Write out the entire listing below exactly as it appears, minus any pictures.
%%
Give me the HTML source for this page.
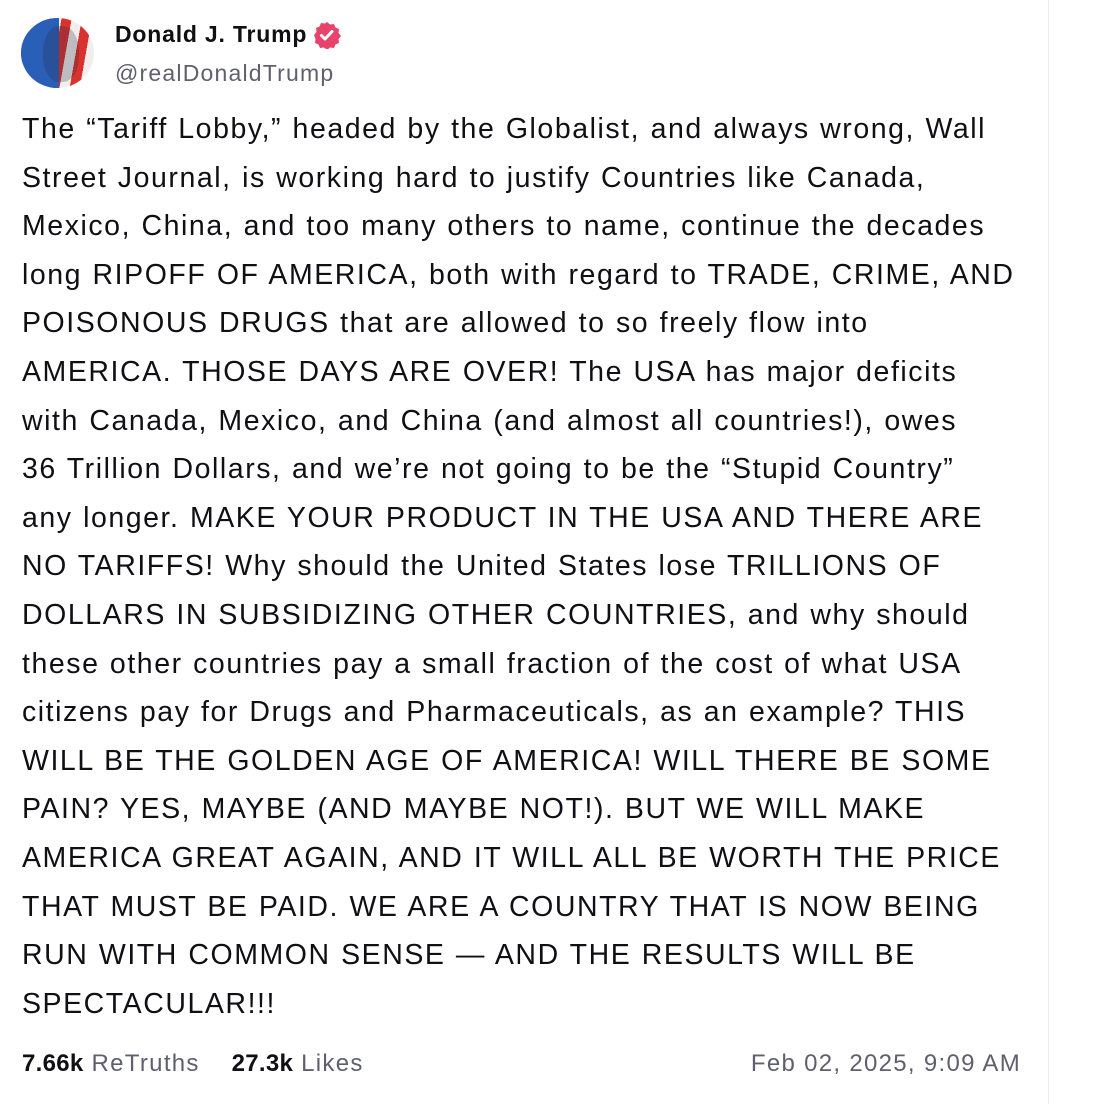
<!DOCTYPE html>
<html><head><meta charset="utf-8"><style>
html,body{margin:0;padding:0;background:#fff;width:1100px;height:1104px;overflow:hidden;font-family:"Liberation Sans",sans-serif;color:#0f0f14}
.vl{position:absolute;left:1048px;top:0;width:1px;height:1104px;background:#ececf0}
.av{position:absolute;left:21px;top:18px;width:73px;height:70px;border-radius:50%;overflow:hidden;background:repeating-linear-gradient(100deg,#d8332e 0 10px,#f2eeee 10px 20px)}
.av:before{content:"";position:absolute;left:0;top:0;width:38px;height:70px;background:#2a5fb8}
.av:after{content:"";position:absolute;left:22px;top:8px;width:36px;height:56px;border-radius:45%;background:rgba(40,40,60,0.25)}
.name{position:absolute;left:115px;top:21px;font-size:23px;font-weight:bold;letter-spacing:0.8px}
.badge{position:absolute;left:313px;top:21px}
.handle{position:absolute;left:115px;top:60px;font-size:23px;color:#5f5f6e;letter-spacing:1.2px}
.body{position:absolute;left:22px;top:105px;font-size:28.5px;line-height:48.6px;letter-spacing:1.55px;word-spacing:1px;white-space:nowrap}
.foot{position:absolute;top:1050px;font-size:24px;color:#5f5f6e;letter-spacing:1.3px}
.foot b{color:#0f0f14;letter-spacing:0.3px}
</style></head><body>
<div class="vl"></div>
<div class="av"></div>
<div class="name">Donald J. Trump</div>
<svg class="badge" width="28" height="28" viewBox="0 0 28 28"><path d="M14 1l3 2.5 4-.5 1.5 3.5 3.5 1.5-.5 4 2.5 3-2.5 3 .5 4-3.5 1.5-1.5 3.5-4-.5-3 2.5-3-2.5-4 .5-1.5-3.5-3.5-1.5.5-4L1 14l2.5-3-.5-4 3.5-1.5L8 2l4 .5z" fill="#e8436b"/><path d="M8.5 14.5l3.5 3.5 7-7.5" stroke="#fff" stroke-width="3" fill="none" stroke-linecap="round" stroke-linejoin="round"/></svg>
<div class="handle">@realDonaldTrump</div>
<div class="body">The “Tariff Lobby,” headed by the Globalist, and always wrong, Wall<br>Street Journal, is working hard to justify Countries like Canada,<br>Mexico, China, and too many others to name, continue the decades<br>long RIPOFF OF AMERICA, both with regard to TRADE, CRIME, AND<br>POISONOUS DRUGS that are allowed to so freely flow into<br>AMERICA. THOSE DAYS ARE OVER! The USA has major deficits<br>with Canada, Mexico, and China (and almost all countries!), owes<br>36 Trillion Dollars, and we’re not going to be the “Stupid Country”<br>any longer. MAKE YOUR PRODUCT IN THE USA AND THERE ARE<br>NO TARIFFS! Why should the United States lose TRILLIONS OF<br>DOLLARS IN SUBSIDIZING OTHER COUNTRIES, and why should<br>these other countries pay a small fraction of the cost of what USA<br>citizens pay for Drugs and Pharmaceuticals, as an example? THIS<br>WILL BE THE GOLDEN AGE OF AMERICA! WILL THERE BE SOME<br>PAIN? YES, MAYBE (AND MAYBE NOT!). BUT WE WILL MAKE<br>AMERICA GREAT AGAIN, AND IT WILL ALL BE WORTH THE PRICE<br>THAT MUST BE PAID. WE ARE A COUNTRY THAT IS NOW BEING<br>RUN WITH COMMON SENSE — AND THE RESULTS WILL BE<br>SPECTACULAR!!!</div>
<div class="foot" style="left:22px"><b>7.66k</b> ReTruths &nbsp;&nbsp;&nbsp;<b>27.3k</b> Likes</div>
<div class="foot" style="right:79px">Feb 02, 2025, 9:09 AM</div>
</body></html>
%%
FINAL ANSWER:
Give me the HTML source for this page.
<!DOCTYPE html>
<html><head><meta charset="utf-8"><style>
html,body{margin:0;padding:0;background:#fff;width:1100px;height:1104px;overflow:hidden;font-family:"Liberation Sans",sans-serif;color:#0f0f14}
.vl{position:absolute;left:1048px;top:0;width:1px;height:1104px;background:#ececf0}
.av{position:absolute;left:21px;top:18px;width:73px;height:70px;border-radius:50%;overflow:hidden;background:repeating-linear-gradient(100deg,#d8332e 0 10px,#f2eeee 10px 20px)}
.av:before{content:"";position:absolute;left:0;top:0;width:38px;height:70px;background:#2a5fb8}
.av:after{content:"";position:absolute;left:22px;top:8px;width:36px;height:56px;border-radius:45%;background:rgba(40,40,60,0.25)}
.name{position:absolute;left:115px;top:21px;font-size:23px;font-weight:bold;letter-spacing:0.8px}
.badge{position:absolute;left:313px;top:21px}
.handle{position:absolute;left:115px;top:60px;font-size:23px;color:#5f5f6e;letter-spacing:1.2px}
.body{position:absolute;left:22px;top:105px;font-size:28.5px;line-height:48.6px;letter-spacing:1.55px;word-spacing:1px;white-space:nowrap}
.foot{position:absolute;top:1050px;font-size:24px;color:#5f5f6e;letter-spacing:1.3px}
.foot b{color:#0f0f14;letter-spacing:0.3px}
</style></head><body>
<div class="vl"></div>
<div class="av"></div>
<div class="name">Donald J. Trump</div>
<svg class="badge" width="28" height="28" viewBox="0 0 28 28"><path d="M14 1l3 2.5 4-.5 1.5 3.5 3.5 1.5-.5 4 2.5 3-2.5 3 .5 4-3.5 1.5-1.5 3.5-4-.5-3 2.5-3-2.5-4 .5-1.5-3.5-3.5-1.5.5-4L1 14l2.5-3-.5-4 3.5-1.5L8 2l4 .5z" fill="#e8436b"/><path d="M8.5 14.5l3.5 3.5 7-7.5" stroke="#fff" stroke-width="3" fill="none" stroke-linecap="round" stroke-linejoin="round"/></svg>
<div class="handle">@realDonaldTrump</div>
<div class="body">The “Tariff Lobby,” headed by the Globalist, and always wrong, Wall<br>Street Journal, is working hard to justify Countries like Canada,<br>Mexico, China, and too many others to name, continue the decades<br>long RIPOFF OF AMERICA, both with regard to TRADE, CRIME, AND<br>POISONOUS DRUGS that are allowed to so freely flow into<br>AMERICA. THOSE DAYS ARE OVER! The USA has major deficits<br>with Canada, Mexico, and China (and almost all countries!), owes<br>36 Trillion Dollars, and we’re not going to be the “Stupid Country”<br>any longer. MAKE YOUR PRODUCT IN THE USA AND THERE ARE<br>NO TARIFFS! Why should the United States lose TRILLIONS OF<br>DOLLARS IN SUBSIDIZING OTHER COUNTRIES, and why should<br>these other countries pay a small fraction of the cost of what USA<br>citizens pay for Drugs and Pharmaceuticals, as an example? THIS<br>WILL BE THE GOLDEN AGE OF AMERICA! WILL THERE BE SOME<br>PAIN? YES, MAYBE (AND MAYBE NOT!). BUT WE WILL MAKE<br>AMERICA GREAT AGAIN, AND IT WILL ALL BE WORTH THE PRICE<br>THAT MUST BE PAID. WE ARE A COUNTRY THAT IS NOW BEING<br>RUN WITH COMMON SENSE — AND THE RESULTS WILL BE<br>SPECTACULAR!!!</div>
<div class="foot" style="left:22px"><b>7.66k</b> ReTruths &nbsp;&nbsp;&nbsp;<b>27.3k</b> Likes</div>
<div class="foot" style="right:79px">Feb 02, 2025, 9:09 AM</div>
</body></html>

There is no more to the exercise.